When an accident at the mine killed 29 miners, Blankenship was charged with conspiracy to violate federal mine safety laws (among other crimes). The charge mirrored the language of 30 USC 820(d) and was accompanied by a 30-page statement of facts specifying the safety regulations that he conspired to violate.
Blankenship was only convicted of the conspiracy and sentenced to one year in prison. Blankenship appealed, arguing that his charge should have specified the specific mine safety regulations that he conspired to violate.
The Fourth Circuit disagreed.

Charging- A charging document that uses the generic words of a statute to charge a crime but is accompanied by a statement describing the specifics of the crime satisfies the Constitution.

Charging – To satisfy the Fifth Amendment (Due Process, Double Jeopardy) and Sixth Amendments (Right to be informed of the nature and cause of the accusation), an indictment “must contain the elements of the offense charged, fairly inform a defendant of the charge, and enable the defendant to plead double jeopardy as a defense in a future prosecution for the same offense.”

Charging- Under this standard, an indictment may use the words of the statute itself, as long as those words of themselves fully, directly, and expressly, without any uncertainty or ambiguity, set forth all the elements necessary to constitute the offense.

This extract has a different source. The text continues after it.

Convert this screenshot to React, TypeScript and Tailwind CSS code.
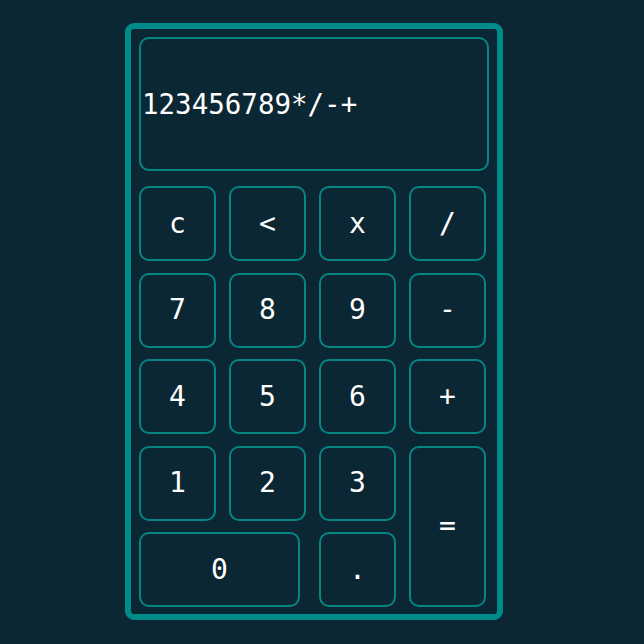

Other issues from the case:
Confrontation Clause – Limiting ability to re-cross government witness was not a Confrontation Clause violation where the Defendant could have recalled the witness during their case
Re-cross – Where new evidence is opened up on redirect, the opposing party must be given the right of cross examination on the new matter, but may be limited to that area specifically.

Jury Instruction- Because it suggests preponderance of the evidence, the Fourth Circuit disfavors an instruction that if it “view[ed] the evidence in the case as reasonably permitting either of two conclusions—one of innocence, the other of guilt—the jury should, of course, adopt the conclusion of innocence.”